Chemical Bonding and Molecular Geometry

Induced Dipoles and London Dispersion Forces

Nonpolar molecules have intermolecular interactions called London dispersion forces. London dispersion forces increase with molecule size.

Nonpolar molecules are affected by nearby charges to differing degrees. The electrons of some molecules can be easily affected. Electrons of other molecules are more resistant. The ability for polarity to change because of the presence of an applied electric field is called polarizability.

Helium gas consists of single atoms. Helium is a small atom, and as a lone atom, it is nonpolar by default. However, helium can be turned into a liquid at extremely low temperatures. All liquids have intermolecular forces, so there must be an intermolecular force acting between helium atoms to allow for condensation to a liquid state.

In 1930 Fritz London, a German American physicist, developed an explanation. London proposed that in a nonpolar atom, such as helium, the average electron distribution is spherical. However, there may be imbalances in the electron distribution at any given moment; both electrons can momentarily be on the same side of the helium atom, for example. Electrons move at relativistic speeds; such imbalances will almost immediately correct themselves. Nevertheless, a nonpolar atom, such as helium, can become a dipole for short periods of time. A dipole that forms because of a short-lived imbalance in charge distribution in an otherwise nonpolar atom or molecule is termed an instantaneous dipole.

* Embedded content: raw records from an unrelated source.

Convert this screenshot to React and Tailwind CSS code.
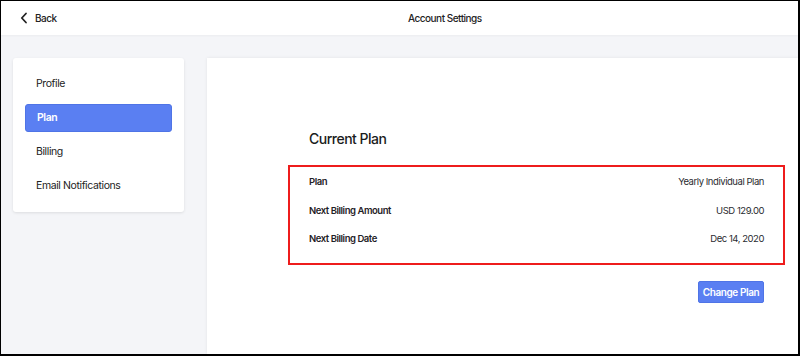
import React, { useState } from 'react';

const navItems = [
    { id: 'profile', label: 'Profile' },
    { id: 'plan', label: 'Plan' },
    { id: 'billing', label: 'Billing' },
    { id: 'email', label: 'Email Notifications' }
];

const planRows = [
    { label: 'Plan', value: 'Yearly Individual Plan' },
    { label: 'Next Billing Amount', value: 'USD 129.00' },
    { label: 'Next Billing Date', value: 'Dec 14, 2020' }
];

const App = () => {
    const [active, setActive] = useState('plan');

    return (
        <div className="w-[800px] h-[356px] overflow-hidden border-l border-t border-r-2 border-b-2 border-black flex flex-col bg-[#f4f5f8] text-[#1f2126]" style={{ fontFamily: 'Inter, "Noto Sans", sans-serif' }}>
            {/* top bar */}
            <div className="h-[34px] shrink-0 bg-white flex items-center shadow-[0_1px_2px_rgba(0,0,0,0.04)]">
                <button type="button" className="w-[387px] flex items-center gap-[7px] pl-[19px] text-[10px] tracking-[-0.5px] font-medium text-[#222]">
                    <svg width="8" height="12" viewBox="0 0 8 12" fill="none" stroke="#222" strokeWidth="1.8" strokeLinecap="round" strokeLinejoin="round">
                        <path d="M6 1.5L1.8 6L6 10.5" />
                    </svg>
                    Back
                </button>
                <div className="ml-[20px] text-[10px] tracking-[-0.5px] font-medium text-[#222]">
                    Account Settings
                </div>
            </div>

            <div className="flex-1 flex pt-[23px] pl-[12px] gap-[23px]">
                {/* sidebar */}
                <div className="w-[171px] self-start bg-white rounded-[3px] shadow-[0_1px_3px_rgba(0,0,0,0.1)] p-3 flex flex-col gap-[6px]">
                    {navItems.map(item => (
                        <button
                            key={item.id}
                            type="button"
                            onClick={() => setActive(item.id)}
                            className={
                                active === item.id
                                    ? 'h-[28px] rounded-[3px] bg-[#5a7ff2] text-white font-semibold text-[10.5px] tracking-[-0.4px] text-left pl-[11px] border border-[#4f74e6]'
                                    : 'h-[28px] rounded-[3px] text-[#222] text-[10.5px] tracking-[-0.4px] text-left pl-[11px]'
                            }
                        >
                            {item.label}
                        </button>
                    ))}
                </div>

                {/* main panel */}
                <div className="flex-1 bg-white shadow-[0_0_3px_rgba(0,0,0,0.08)] pt-[70px] pl-[81px] pr-[13px]">
                    <h2 className="pl-[21px] text-[14px] tracking-[-0.5px] font-medium text-[#1a1c20] leading-[22px]">Current Plan</h2>

                    <div className="mt-[15px] h-[100px] border-2 border-[#ee1c1c] px-[19px] pt-[1px] flex flex-col">
                        {planRows.map(row => (
                            <div key={row.label} className="h-[28.5px] flex items-center justify-between text-[9.5px] tracking-[-0.45px]">
                                <span className="font-semibold text-[#1f2126]">{row.label}</span>
                                <span className="text-[#2a2c30]">{row.value}</span>
                            </div>
                        ))}
                    </div>

                    <div className="flex justify-end pr-[21px] mt-[16px]">
                        <button type="button" className="h-[22px] w-[66px] whitespace-nowrap rounded-[2px] bg-[#5a7ff2] border border-[#4f74e6] text-white text-[10px] tracking-[-0.4px] font-semibold">
                            Change Plan
                        </button>
                    </div>
                </div>
            </div>
        </div>
    );
};

export default App;
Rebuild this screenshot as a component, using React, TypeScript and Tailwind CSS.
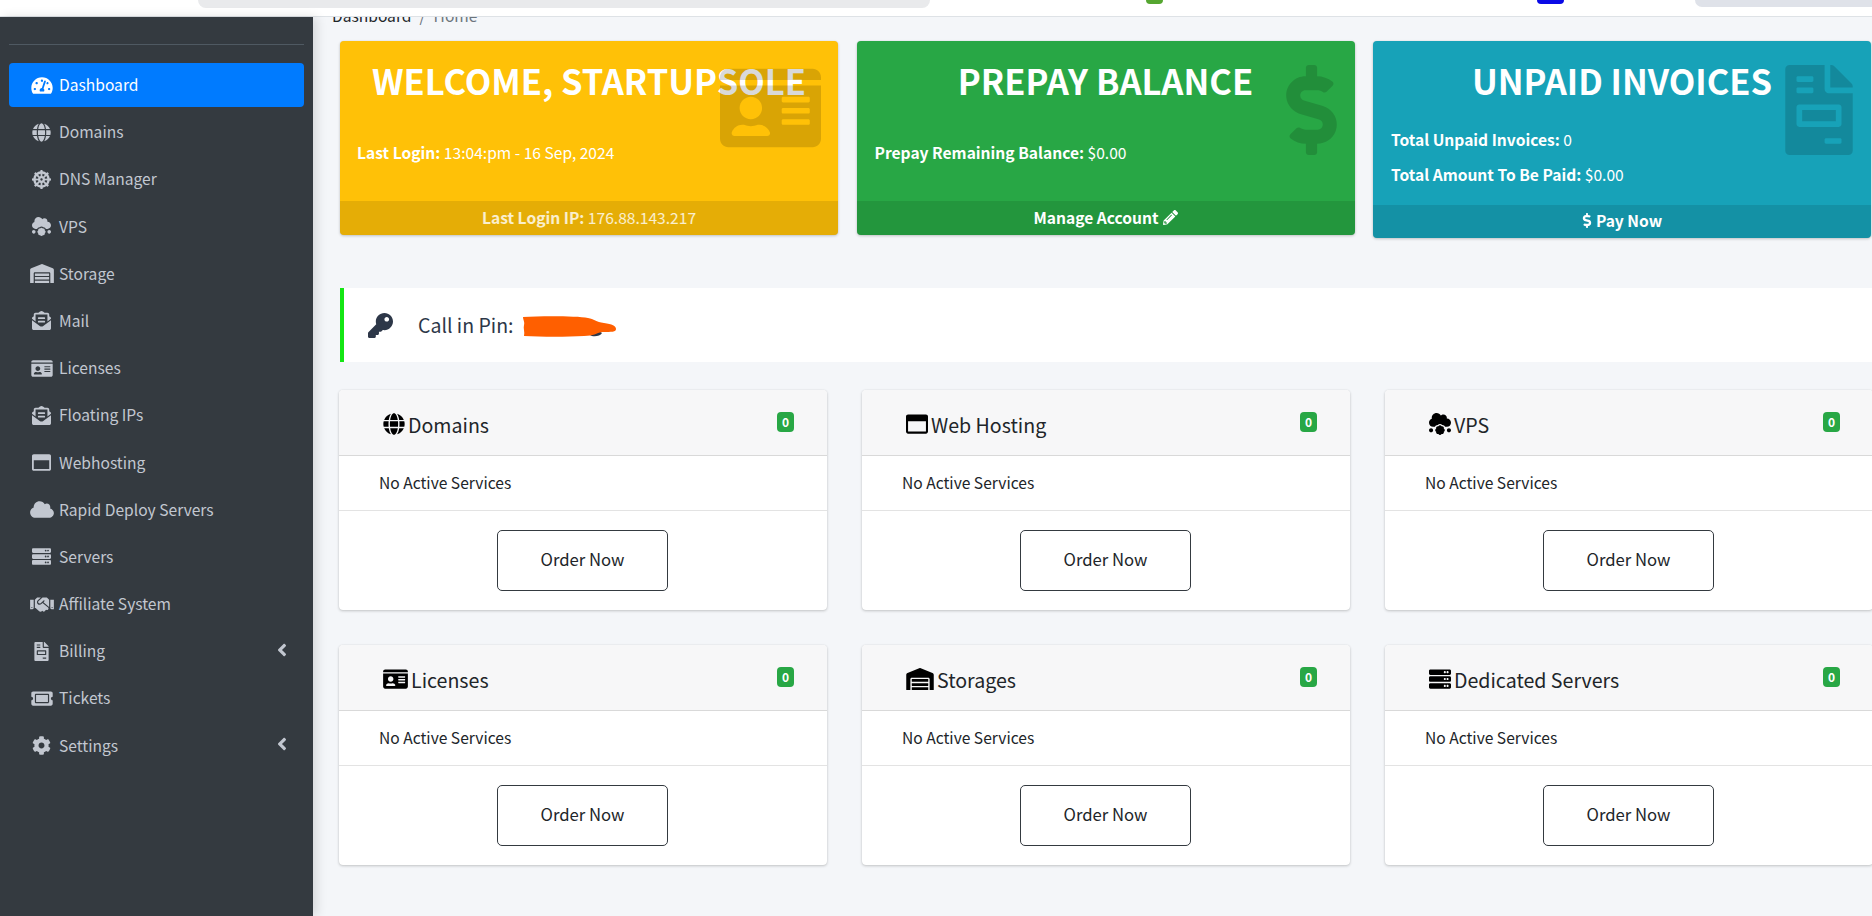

Instantaneous dipoles can induce charge distribution changes in other nearby atoms and molecules, creating an induced dipole, which is a polarized bond induced by an electric field. A London dispersion force is an interaction between induced, instantaneous dipoles in nonpolar molecules or atoms. London dispersion forces are proportional to the polarizability of a molecule, which is also proportional to Z (atomic number). London dispersion forces are very weak in small molecules. In large molecules the electron configuration is often prone to changing more dramatically. The magnitude of London dispersion forces increases with molecular size, and in large molecules they become the dominant intermolecular force. Therefore, it is more common to see London dispersion forces in larger atoms than small atoms.

One of the first scientists working on intermolecular forces was Dutch scientist Johannes van der Waals. A dipole-dipole interaction, a London dispersion force, or an intermolecular force between permanent molecular dipoles is known as a van der Waals force.

A nonpolar molecule does not normally carry partial charges. If, however, an ion or a permanent dipole is close to a nonpolar molecule, the electron distribution of the nonpolar molecule is affected. The presence of an ion or a permanent dipole may cause a nonpolar molecule to form a temporary dipole.